Grefenestette belongs to same community (computational linguists) as my long-term collaborator Adam Kilgarriff, who has made innovative technical contributions to a number of projects I have been involved in over the past 15 years or so (see e.g. Kilgarriff & Rundell 2002). There has been plenty of trial and error, but the overall effect has been to transfer many lexicographic tasks from human to computer. This is inherently interesting (and challenging), and is also a good way of making yourself popular with budget-holders (who save money and usually get a better product). But it raises questions about the future of lexicography: will mechanization lead to lexicographers becoming deskilled? is there still a role for informed human judgement? have I been colluding in a process that will lead to my own redundancy? and so on.

This paper will survey a number of technologies that have been applied in the last 15 years to one or more of the key lexicographic tasks. It will conclude by speculating on what the end-point of this process might be (or indeed, whether there is an end-point at all).

References

Grefenstette, G. (1998). ‘The Future of Linguistics and Lexicographers: Will there be Lexicographers in the Year 3000?’, in Fontenelle et al. (Eds) Proceedings of the Eighth EURALEX Congress.
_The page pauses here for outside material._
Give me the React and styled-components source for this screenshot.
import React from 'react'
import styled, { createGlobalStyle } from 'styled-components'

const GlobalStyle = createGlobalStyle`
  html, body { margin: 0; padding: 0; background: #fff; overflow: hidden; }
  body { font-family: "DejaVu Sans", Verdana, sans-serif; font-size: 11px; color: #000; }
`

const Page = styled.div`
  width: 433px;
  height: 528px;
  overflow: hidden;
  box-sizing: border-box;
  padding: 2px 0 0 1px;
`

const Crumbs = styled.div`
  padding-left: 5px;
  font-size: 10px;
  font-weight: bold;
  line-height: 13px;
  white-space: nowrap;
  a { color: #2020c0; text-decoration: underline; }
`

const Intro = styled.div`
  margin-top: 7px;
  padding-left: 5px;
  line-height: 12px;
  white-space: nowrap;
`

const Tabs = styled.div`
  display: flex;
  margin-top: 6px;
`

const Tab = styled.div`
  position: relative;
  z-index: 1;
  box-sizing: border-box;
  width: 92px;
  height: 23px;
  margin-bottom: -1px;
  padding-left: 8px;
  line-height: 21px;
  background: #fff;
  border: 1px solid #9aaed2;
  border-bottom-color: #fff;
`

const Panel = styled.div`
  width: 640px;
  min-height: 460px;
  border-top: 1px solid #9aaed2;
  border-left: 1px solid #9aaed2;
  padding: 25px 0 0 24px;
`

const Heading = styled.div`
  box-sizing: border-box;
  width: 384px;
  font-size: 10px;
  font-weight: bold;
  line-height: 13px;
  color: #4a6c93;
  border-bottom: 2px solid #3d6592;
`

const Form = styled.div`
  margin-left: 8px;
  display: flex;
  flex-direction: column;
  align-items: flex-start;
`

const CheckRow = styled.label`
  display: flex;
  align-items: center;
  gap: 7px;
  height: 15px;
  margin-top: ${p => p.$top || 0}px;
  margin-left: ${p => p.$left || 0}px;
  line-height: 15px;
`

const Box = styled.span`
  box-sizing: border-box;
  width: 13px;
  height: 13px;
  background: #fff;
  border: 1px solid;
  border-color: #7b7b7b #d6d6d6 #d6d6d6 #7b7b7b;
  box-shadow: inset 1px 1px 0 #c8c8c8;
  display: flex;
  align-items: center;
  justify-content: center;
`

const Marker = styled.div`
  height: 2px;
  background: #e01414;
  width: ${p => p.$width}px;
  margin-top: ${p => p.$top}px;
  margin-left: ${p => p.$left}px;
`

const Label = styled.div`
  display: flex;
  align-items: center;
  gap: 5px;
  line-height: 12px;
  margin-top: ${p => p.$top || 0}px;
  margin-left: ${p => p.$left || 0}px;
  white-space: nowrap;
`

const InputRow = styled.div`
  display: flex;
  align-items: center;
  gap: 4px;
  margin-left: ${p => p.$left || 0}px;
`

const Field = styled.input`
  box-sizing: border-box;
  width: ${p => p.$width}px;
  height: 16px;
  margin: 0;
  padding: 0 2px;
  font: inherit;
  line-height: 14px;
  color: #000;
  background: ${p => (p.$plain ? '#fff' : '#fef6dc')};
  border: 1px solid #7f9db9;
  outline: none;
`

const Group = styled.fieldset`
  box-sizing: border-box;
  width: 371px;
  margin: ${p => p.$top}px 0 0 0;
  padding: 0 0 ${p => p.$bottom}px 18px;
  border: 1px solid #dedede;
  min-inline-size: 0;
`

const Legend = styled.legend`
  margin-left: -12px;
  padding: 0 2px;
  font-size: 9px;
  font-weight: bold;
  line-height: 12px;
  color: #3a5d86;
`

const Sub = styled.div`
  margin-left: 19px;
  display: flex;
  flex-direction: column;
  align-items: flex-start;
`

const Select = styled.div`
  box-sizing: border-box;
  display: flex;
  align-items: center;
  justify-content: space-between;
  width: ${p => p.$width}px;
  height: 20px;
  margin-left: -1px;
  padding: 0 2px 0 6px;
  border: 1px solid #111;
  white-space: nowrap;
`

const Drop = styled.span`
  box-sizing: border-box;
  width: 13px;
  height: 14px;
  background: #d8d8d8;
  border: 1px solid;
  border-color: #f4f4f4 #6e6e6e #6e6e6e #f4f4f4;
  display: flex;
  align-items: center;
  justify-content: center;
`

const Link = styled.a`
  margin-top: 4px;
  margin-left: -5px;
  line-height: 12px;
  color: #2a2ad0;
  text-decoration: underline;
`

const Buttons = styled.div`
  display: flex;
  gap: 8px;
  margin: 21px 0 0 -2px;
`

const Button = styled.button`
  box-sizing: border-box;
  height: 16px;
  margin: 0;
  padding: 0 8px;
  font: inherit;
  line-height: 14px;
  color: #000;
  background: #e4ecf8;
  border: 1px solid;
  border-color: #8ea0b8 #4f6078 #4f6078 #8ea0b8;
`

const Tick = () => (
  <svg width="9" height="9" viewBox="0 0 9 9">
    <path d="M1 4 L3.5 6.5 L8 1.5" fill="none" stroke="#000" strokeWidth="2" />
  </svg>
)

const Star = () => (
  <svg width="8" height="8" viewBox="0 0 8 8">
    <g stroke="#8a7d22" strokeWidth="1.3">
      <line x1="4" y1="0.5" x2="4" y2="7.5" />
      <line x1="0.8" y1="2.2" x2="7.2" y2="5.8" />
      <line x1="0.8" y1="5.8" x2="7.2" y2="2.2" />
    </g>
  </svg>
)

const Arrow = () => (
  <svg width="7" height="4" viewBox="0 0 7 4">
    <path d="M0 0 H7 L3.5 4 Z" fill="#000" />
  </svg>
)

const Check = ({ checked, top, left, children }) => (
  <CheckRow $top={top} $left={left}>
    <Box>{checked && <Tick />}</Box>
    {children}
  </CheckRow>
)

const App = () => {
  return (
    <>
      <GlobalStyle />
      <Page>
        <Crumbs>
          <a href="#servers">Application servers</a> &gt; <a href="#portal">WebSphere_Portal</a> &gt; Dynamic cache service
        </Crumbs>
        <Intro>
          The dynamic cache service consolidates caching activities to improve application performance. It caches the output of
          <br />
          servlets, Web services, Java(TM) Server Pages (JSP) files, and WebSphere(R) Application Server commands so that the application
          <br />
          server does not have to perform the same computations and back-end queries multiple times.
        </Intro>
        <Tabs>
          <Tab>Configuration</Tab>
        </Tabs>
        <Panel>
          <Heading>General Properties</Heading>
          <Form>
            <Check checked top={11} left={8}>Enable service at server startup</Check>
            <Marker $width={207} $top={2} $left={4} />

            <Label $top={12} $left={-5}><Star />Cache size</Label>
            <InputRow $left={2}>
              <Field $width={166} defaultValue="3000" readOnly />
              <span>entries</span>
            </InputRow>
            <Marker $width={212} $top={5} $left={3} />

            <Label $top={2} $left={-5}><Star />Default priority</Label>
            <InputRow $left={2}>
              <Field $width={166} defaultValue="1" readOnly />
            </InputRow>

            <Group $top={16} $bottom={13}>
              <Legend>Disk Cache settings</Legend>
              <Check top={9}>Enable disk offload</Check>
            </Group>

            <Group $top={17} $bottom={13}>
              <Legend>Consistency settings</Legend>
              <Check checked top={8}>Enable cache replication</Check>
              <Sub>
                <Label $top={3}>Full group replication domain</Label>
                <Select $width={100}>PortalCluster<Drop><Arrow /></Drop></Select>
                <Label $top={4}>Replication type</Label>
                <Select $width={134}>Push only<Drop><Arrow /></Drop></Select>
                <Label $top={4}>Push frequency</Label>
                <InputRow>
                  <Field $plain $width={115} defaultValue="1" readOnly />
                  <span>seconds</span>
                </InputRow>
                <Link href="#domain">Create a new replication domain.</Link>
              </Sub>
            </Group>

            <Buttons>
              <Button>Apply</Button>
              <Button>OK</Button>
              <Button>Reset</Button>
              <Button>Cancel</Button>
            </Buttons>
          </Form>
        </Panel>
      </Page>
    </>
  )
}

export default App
Liege: University of Liege: 25-41. Reprinted in Fontenelle, T (Ed.) Practical Lexicography: A Reader. OUP 2008.

Hanks, P.W. (2008). Obituary for Laurence Urdang. International Journal of Lexicography 21.4: 467-471.

Kilgarriff, A. and Rundell, M. (2002). ‘Lexical Profiling Software and its Lexicographic Applications: A Case Study’, in Braasch and Povlsen (Eds) Proceedings of the Tenth EURALEX Congress. Copenhagen: Center for Sprogteknologi: 807-819.

Nesi, H. (2009). ‘Dictionaries in Electronic Form’, in A.P. Cowie (Ed.) The Oxford History of English Lexicography. Oxford. The Clarendon Press. Vol. II: 458-478.